Before they created this musical project, Bayley was actually a medical student. You can see this world of biology in some of his lyrics, “What’ll it be now, mister mole / Whisper sloth in curls of smoke…Slow down / It’s a science,” he croons in “Black Mambo.” His words feel lush and full, the lyrics playing charades with rhyme and syncopated syllabics. Some of the titles also have a home in the jungle; the song title “Pylla” is actually the name of a genus of insects. It’s these little attributes of Glass Animals that make me a fan because they take the time to think about their art to create a rich performance. Many trip-hop bands are there only to create funky beats, and while Glass Animals do provide plenty of dance opportunities, they do so with layered meaning and movement.

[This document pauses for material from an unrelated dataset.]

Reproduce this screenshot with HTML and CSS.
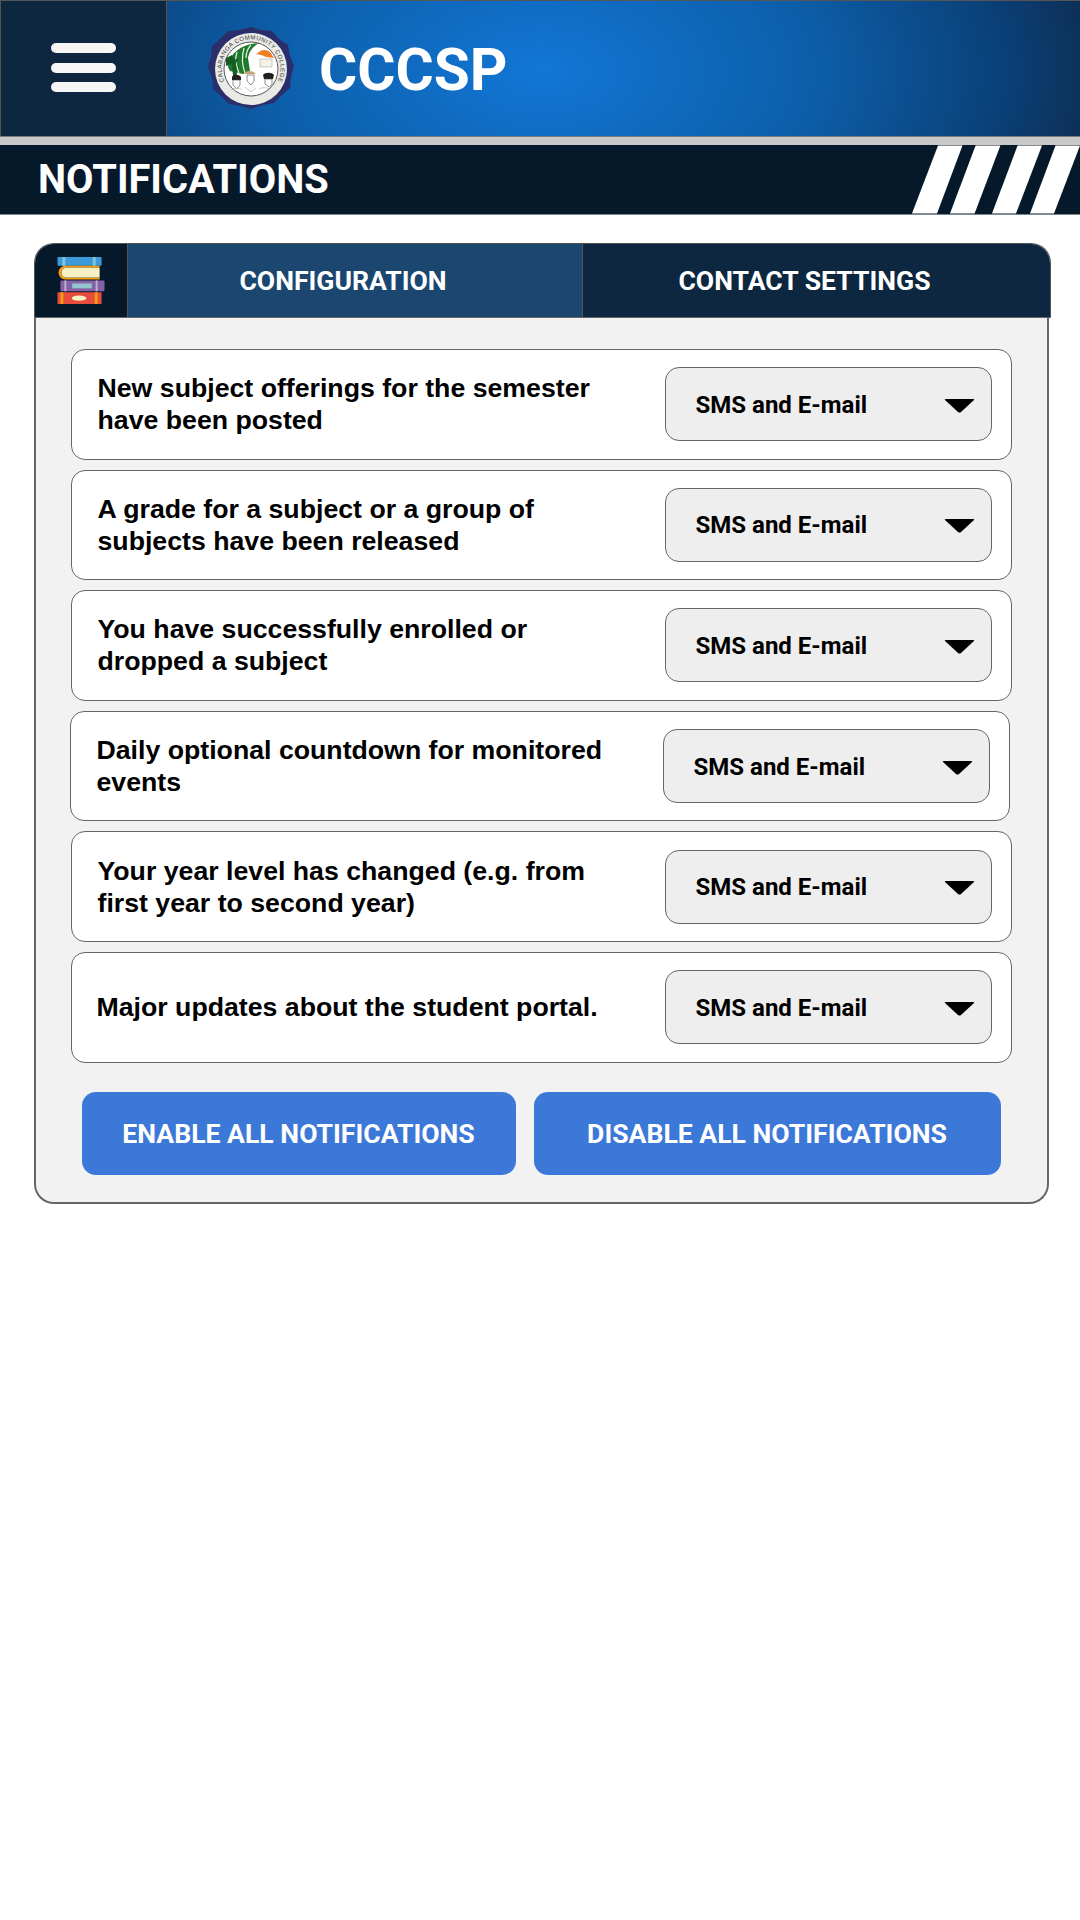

The group collaboration was thickly tied. The guitarists, Drew MacFarlane and Edmund Irwin-Singer, were often strumming with one another, known dance moves coursing through their bodies. Jam sessions rang throughout their performance, and in the middle of their set, they played their most well-known song “Gooey.” From the first strike of drum, the audience instantly knew the wonderland that they were about to enter. I am sure all the snapchats of Denver’s geo-location featured ten seconds snippets of the chorus, “I can’t take this place, no I can’t take this place / I just wanna go where I can get some space.” The lyrics slid in and out of the bouncing rhythms, mirroring the bodies on the crowded floor.

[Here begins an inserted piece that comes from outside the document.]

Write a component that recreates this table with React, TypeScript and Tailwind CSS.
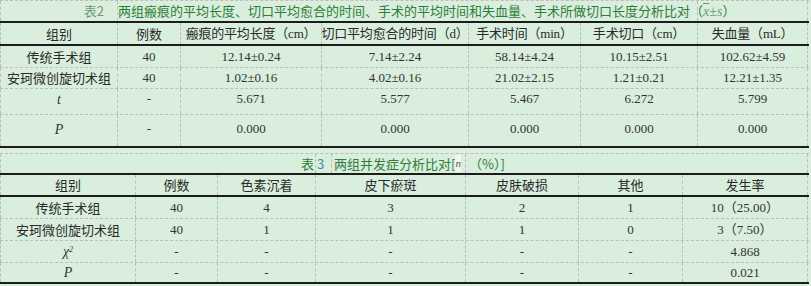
import React from "react";

const cjk = "font-['Noto_Sans_CJK_SC','Noto_Sans',sans-serif]";
const num = "font-['Liberation_Serif','Noto_Sans_CJK_SC',serif]";

type Cell = { w: number; text?: React.ReactNode; cls?: string };

function Row({ cells, h, bottom }: { cells: Cell[]; h: string; bottom: "black" | "dash" }) {
  return (
    <div
      className={`flex ${h} ${
        bottom === "black" ? "border-b-2 border-b-[#1c1c1c]" : "border-b border-dashed border-b-[#bdbdbd]"
      }`}
    >
      {cells.map((c, i) => (
        <div
          key={i}
          style={{ width: c.w }}
          className={`shrink-0 flex items-center justify-center border-l border-dashed border-l-[#bdbdbd] text-[#2a2a2a] whitespace-nowrap ${
            i === cells.length - 1 ? "border-r border-r-[#bdbdbd]" : ""
          } ${c.cls ?? ""}`}
        >
          {c.text}
        </div>
      ))}
    </div>
  );
}

const W2 = [117, 63, 141, 147, 112, 117, 111];
const W3 = [135, 82, 98, 150, 113, 104, 126];

function mk(widths: number[], vals: React.ReactNode[], cls: string) {
  return widths.map((w, i) => ({
    w,
    text: vals[i],
    cls: i === 0 && typeof vals[0] === "string" && /[\u4e00-\u9fff]/.test(vals[0] as string) ? `${cjk} text-[13px]` : cls,
  }));
}

const it = (s: React.ReactNode) => <span className={`${num} italic text-[14px]`}>{s}</span>;

// header with a latin unit in parens
const hu = (zh: string, unit: string) => (
  <span className={`${cjk} text-[13px] tracking-[-0.2px]`}>
    {zh}（<span className={`${num} text-[13px]`}>{unit}</span>）
  </span>
);

export default function App() {
  const hd = `${cjk} text-[13px]`;
  const nm = `${num} text-[13px] text-[#333]`;
  return (
    <div className="w-[811px] h-[286px] bg-[#d9eedd] overflow-hidden">
      {/* table 2 */}
      <div className="w-[809px] border-t border-dashed border-t-[#bdbdbd]">
        <div className="flex h-[22px] border-b-2 border-b-[#1c1c1c]">
          <div className={`w-[117px] shrink-0 flex items-center justify-end pr-[13px] border-l border-dashed border-l-[#bdbdbd] ${cjk} text-[13px] text-[#6f9a74]`}>
            表2
          </div>
          <div className={`w-[580px] shrink-0 flex items-center border-l border-dashed border-l-[#bdbdbd] whitespace-nowrap overflow-visible ${cjk} text-[13px] text-[#2f7d3a] relative z-10`}>
            两组瘢痕的平均长度、切口平均愈合的时间、手术的平均时间和失血量、手术所做切口长度分析比对（
            <span className={`${num} italic text-[14px] text-[#6f9a74] overline`}>x</span>
            <span className={`${num} text-[14px] text-[#6f9a74]`}>±</span>
            <span className={`${num} italic text-[14px] text-[#6f9a74]`}>s</span>）
          </div>
          <div className="w-[111px] shrink-0 border-l border-r border-dashed border-[#bdbdbd]" />
        </div>
        <Row
          h="h-[23px]"
          bottom="black"
          cells={mk(
            W2,
            ["组别", "例数", hu("瘢痕的平均长度", "cm"), hu("切口平均愈合的时间", "d"), hu("手术时间", "min"), hu("手术切口", "cm"), hu("失血量", "mL")],
            hd
          )}
        />
        <Row h="h-[22px]" bottom="dash" cells={mk(W2, ["传统手术组", "40", "12.14±0.24", "7.14±2.24", "58.14±4.24", "10.15±2.51", "102.62±4.59"], nm)} />
        <Row h="h-[21px]" bottom="dash" cells={mk(W2, ["安珂微创旋切术组", "40", "1.02±0.16", "4.02±0.16", "21.02±2.15", "1.21±0.21", "12.21±1.35"], nm)} />
        <Row h="h-[26px]" bottom="dash" cells={mk(W2, [it("t"), "-", "5.671", "5.577", "5.467", "6.272", "5.799"], `${nm} pb-[5px]`)} />
        <Row h="h-[33px]" bottom="black" cells={mk(W2, [it("P"), "-", "0.000", "0.000", "0.000", "0.000", "0.000"], `${nm} pb-[3px]`)} />
      </div>

      {/* table 3 */}
      <div className="w-[809px] mt-[5px] border-t border-dashed border-t-[#bdbdbd]">
        <div className="flex h-[21px] border-b-2 border-b-[#1c1c1c]">
          <div className={`w-[315px] shrink-0 flex items-center justify-end pr-[1px] border-l border-dashed border-l-[#bdbdbd] ${cjk} text-[13px] text-[#2f7d3a]`}>
            表
          </div>
          <div className={`w-[16px] shrink-0 flex items-center pl-[1px] border-l border-dashed border-l-[#bdbdbd] ${cjk} text-[13px] text-[#3f8fa0]`}>
            3
          </div>
          <div className={`w-[134px] shrink-0 flex items-center pl-[2px] border-l border-dashed border-l-[#bdbdbd] whitespace-nowrap ${cjk} text-[13px] text-[#2f7d3a]`}>
            两组并发症分析比对[<span className={`${num} italic text-[11px] text-[#555] bg-[#eef6ef]`}>n</span>
          </div>
          <div className={`w-[343px] shrink-0 flex items-center pl-[3px] border-l border-r border-dashed border-[#bdbdbd] whitespace-nowrap ${cjk} text-[13px] text-[#2f7d3a]`}>
            （%）]
          </div>
        </div>
        <Row h="h-[22px]" bottom="black" cells={mk(W3, ["组别", "例数", "色素沉着", "皮下瘀斑", "皮肤破损", "其他", "发生率"], hd)} />
        <Row h="h-[22px]" bottom="dash" cells={mk(W3, ["传统手术组", "40", "4", "3", "2", "1", "10（25.00）"], nm)} />
        <Row h="h-[22px]" bottom="dash" cells={mk(W3, ["安珂微创旋切术组", "40", "1", "1", "1", "0", "3（7.50）"], nm)} />
        <Row
          h="h-[22px]"
          bottom="dash"
          cells={mk(W3, [<span className={`${num} italic text-[14px]`}>χ<sup className="text-[8px]">2</sup></span>, "-", "-", "-", "-", "-", "4.868"], nm)}
        />
        <Row h="h-[21px]" bottom="black" cells={mk(W3, [it("P"), "-", "-", "-", "-", "-", "0.021"], nm)} />
      </div>
    </div>
  );
}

Towards the end, they took a departure from their sultry sounds and did a cover of the Yeah Yeah Yeah’s and Kayne West. During the Kayne cover, Bayley dived into the crowd, dangled his microphone and strutted from one end of the front auditorium to the other. He then stated they were drawing near to the last song, and their short (1 hour and half) performance left many (and myself) yearning for more liquid vibes. The guitarists and Bayley began to hum together and it enhanced their jungle theme. They soaked up their entire performance, enjoying the crowd’s attention and their blissful art. They ended with “Pools,” and the lyrics summed up the warm fall night, “I smile because I want to.”